%%

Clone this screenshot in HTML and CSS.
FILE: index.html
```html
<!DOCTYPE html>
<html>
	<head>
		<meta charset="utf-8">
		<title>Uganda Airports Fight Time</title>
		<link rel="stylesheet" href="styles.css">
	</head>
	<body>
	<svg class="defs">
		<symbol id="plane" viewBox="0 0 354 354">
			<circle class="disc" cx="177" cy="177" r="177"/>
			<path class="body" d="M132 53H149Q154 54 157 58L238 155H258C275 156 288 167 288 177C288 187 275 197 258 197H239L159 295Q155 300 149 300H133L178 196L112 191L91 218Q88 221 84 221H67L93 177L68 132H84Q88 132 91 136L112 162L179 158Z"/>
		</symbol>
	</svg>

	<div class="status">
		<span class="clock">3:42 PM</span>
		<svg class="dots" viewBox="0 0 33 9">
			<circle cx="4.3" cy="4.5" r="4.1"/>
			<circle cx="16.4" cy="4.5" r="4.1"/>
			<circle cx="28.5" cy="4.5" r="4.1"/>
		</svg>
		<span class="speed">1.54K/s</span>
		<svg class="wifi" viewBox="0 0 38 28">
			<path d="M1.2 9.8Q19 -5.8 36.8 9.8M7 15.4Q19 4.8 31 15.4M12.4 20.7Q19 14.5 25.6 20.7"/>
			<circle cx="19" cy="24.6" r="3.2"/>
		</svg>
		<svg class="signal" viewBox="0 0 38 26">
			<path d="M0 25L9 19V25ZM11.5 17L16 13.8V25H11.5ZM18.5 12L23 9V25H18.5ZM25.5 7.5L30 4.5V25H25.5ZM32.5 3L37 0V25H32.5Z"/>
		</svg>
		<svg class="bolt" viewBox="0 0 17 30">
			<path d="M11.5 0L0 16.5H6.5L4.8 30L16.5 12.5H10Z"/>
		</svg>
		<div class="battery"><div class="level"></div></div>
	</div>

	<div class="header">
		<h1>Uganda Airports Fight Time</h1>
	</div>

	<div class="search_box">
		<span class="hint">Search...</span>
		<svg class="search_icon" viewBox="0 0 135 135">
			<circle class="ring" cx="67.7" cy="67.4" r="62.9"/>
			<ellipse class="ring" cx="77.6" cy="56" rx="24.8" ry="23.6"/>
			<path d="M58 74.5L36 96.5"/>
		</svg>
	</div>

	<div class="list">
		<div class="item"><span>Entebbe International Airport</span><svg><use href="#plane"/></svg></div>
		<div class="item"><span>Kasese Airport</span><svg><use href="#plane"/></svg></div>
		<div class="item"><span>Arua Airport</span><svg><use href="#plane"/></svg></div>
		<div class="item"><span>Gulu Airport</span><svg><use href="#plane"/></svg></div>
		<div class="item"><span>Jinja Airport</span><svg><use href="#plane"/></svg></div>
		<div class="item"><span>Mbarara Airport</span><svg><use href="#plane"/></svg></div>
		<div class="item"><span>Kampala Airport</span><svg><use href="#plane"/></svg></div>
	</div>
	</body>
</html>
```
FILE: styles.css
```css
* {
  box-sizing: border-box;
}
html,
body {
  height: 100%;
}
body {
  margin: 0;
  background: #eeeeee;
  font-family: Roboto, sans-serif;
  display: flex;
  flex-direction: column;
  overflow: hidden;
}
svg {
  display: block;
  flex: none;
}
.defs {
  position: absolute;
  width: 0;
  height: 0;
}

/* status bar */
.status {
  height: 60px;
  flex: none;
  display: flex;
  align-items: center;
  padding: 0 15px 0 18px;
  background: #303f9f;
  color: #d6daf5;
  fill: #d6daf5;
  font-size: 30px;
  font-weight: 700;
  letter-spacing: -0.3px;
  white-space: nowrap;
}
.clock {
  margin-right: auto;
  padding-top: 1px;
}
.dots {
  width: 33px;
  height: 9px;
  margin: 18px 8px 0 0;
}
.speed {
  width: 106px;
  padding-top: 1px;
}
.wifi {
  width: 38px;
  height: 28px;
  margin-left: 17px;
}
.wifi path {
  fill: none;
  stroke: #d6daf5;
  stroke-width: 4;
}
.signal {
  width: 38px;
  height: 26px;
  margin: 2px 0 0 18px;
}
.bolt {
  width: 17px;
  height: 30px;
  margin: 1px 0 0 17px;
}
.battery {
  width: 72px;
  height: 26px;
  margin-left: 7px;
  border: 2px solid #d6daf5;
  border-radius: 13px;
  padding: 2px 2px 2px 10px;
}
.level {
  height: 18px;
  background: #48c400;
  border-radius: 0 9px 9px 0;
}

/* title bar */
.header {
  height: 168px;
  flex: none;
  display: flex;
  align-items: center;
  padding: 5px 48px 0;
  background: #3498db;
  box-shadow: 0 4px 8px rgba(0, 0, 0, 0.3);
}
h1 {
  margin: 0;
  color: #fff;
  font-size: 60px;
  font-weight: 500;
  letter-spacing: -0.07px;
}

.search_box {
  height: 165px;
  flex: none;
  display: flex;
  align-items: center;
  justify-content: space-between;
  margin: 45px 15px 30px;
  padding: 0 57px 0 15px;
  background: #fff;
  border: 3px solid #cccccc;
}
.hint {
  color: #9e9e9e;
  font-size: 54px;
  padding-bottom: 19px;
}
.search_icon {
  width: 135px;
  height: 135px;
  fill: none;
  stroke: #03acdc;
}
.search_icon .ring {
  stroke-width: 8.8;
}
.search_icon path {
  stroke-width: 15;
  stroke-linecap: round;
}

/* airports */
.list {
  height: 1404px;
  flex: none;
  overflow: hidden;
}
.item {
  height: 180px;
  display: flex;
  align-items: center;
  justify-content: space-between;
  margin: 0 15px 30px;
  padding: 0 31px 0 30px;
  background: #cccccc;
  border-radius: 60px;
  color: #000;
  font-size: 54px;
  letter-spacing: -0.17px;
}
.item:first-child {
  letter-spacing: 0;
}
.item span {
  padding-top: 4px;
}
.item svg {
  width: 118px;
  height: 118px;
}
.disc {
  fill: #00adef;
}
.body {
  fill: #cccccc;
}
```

%%
%%

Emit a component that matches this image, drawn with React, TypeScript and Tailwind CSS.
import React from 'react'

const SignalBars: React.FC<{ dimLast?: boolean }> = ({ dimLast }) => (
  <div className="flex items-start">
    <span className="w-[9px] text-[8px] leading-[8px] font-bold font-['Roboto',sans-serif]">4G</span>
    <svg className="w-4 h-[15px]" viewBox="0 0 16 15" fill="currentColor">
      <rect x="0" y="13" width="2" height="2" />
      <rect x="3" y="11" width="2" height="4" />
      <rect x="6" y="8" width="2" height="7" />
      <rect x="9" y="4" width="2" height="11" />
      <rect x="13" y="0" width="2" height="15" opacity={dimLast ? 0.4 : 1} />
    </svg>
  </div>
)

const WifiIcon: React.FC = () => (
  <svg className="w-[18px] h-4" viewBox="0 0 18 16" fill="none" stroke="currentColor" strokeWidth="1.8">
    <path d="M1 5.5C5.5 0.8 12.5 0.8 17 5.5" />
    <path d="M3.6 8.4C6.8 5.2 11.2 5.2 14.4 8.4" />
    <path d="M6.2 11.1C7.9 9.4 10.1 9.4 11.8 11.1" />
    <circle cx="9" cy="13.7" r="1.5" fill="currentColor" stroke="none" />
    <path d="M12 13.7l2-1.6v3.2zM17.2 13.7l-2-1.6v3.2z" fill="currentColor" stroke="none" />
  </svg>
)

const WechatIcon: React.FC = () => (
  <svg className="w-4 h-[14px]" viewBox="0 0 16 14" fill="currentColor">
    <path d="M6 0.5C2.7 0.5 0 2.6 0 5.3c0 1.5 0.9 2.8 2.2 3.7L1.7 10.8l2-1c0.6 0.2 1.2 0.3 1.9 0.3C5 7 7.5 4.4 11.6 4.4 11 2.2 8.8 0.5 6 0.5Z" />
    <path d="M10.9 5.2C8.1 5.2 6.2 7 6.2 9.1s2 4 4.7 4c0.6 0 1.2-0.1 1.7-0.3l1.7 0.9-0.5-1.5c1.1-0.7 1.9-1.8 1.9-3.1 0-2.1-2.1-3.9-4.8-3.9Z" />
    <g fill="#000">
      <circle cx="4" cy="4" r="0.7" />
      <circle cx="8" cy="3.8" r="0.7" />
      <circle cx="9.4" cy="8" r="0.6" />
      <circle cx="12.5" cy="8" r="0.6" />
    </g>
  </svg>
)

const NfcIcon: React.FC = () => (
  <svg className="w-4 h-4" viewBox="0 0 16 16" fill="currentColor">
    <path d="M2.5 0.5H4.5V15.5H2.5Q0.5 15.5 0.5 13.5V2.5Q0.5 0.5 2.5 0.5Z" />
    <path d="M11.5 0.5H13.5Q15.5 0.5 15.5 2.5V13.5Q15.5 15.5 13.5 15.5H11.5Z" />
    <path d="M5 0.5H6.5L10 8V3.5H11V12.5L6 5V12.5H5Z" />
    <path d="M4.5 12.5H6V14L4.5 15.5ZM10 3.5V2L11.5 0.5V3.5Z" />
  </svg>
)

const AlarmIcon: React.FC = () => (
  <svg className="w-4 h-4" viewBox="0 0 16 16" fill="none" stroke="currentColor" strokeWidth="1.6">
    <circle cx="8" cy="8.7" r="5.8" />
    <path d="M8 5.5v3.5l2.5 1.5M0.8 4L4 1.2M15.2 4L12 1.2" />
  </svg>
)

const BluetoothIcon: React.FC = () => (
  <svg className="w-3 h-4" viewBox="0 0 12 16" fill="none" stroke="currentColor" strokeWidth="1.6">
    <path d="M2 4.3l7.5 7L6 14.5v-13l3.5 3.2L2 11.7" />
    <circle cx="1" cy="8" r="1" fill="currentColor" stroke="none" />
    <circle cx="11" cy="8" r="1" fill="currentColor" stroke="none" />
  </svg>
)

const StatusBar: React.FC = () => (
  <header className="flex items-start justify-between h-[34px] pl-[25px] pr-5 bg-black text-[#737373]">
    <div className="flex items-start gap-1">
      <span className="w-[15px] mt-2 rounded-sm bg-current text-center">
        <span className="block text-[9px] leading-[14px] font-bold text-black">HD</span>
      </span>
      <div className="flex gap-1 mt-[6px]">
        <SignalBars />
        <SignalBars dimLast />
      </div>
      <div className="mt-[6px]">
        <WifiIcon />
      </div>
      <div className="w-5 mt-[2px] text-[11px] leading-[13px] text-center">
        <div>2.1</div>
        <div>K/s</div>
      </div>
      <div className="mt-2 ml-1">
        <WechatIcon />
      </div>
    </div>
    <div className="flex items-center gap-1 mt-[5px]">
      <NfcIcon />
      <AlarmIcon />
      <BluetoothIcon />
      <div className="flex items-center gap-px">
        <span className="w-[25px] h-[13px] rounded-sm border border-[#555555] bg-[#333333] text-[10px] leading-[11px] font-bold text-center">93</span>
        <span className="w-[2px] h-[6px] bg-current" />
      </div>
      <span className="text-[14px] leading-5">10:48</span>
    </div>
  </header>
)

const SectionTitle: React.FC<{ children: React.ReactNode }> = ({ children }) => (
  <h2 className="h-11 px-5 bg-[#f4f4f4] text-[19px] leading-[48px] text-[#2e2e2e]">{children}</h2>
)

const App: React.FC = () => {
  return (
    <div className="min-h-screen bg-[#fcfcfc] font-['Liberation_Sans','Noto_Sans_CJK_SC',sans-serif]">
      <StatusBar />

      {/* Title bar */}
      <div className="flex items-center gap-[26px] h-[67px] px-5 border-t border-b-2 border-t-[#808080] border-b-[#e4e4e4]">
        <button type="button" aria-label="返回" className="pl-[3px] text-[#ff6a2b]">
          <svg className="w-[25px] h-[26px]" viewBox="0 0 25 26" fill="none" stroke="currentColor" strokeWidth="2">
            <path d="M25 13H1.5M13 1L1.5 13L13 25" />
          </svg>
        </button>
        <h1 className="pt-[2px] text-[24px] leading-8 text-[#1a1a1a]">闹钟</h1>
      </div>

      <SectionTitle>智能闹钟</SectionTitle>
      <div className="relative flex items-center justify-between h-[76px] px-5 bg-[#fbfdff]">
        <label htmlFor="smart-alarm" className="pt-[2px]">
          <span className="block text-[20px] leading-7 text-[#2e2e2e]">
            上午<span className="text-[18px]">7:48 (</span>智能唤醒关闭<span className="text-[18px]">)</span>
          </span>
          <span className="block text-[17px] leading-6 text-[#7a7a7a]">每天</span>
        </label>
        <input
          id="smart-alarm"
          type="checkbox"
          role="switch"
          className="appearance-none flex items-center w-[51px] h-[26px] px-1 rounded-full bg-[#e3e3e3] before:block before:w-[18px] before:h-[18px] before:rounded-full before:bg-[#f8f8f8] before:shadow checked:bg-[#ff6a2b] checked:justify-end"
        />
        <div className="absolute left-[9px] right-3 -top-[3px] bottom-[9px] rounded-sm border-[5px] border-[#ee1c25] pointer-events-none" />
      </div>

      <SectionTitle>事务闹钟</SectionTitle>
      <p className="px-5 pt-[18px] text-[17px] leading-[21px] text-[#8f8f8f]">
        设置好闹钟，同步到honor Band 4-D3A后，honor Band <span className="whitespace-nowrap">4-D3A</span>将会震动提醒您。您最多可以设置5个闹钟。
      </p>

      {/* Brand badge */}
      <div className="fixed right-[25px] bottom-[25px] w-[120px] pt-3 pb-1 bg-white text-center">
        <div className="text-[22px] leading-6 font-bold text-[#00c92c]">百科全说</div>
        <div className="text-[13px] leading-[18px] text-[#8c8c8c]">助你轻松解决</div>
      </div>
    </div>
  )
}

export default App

%%

• [TASK STATEMENT] In the material above, locate the line containing "Emit a component" and the line containing "import React from 'react'". Transcribe exactly those two lines and every line between them, and nothing more.

• [WORKED SOLUTION]
Emit a component that matches this image, drawn with React, TypeScript and Tailwind CSS.
import React from 'react'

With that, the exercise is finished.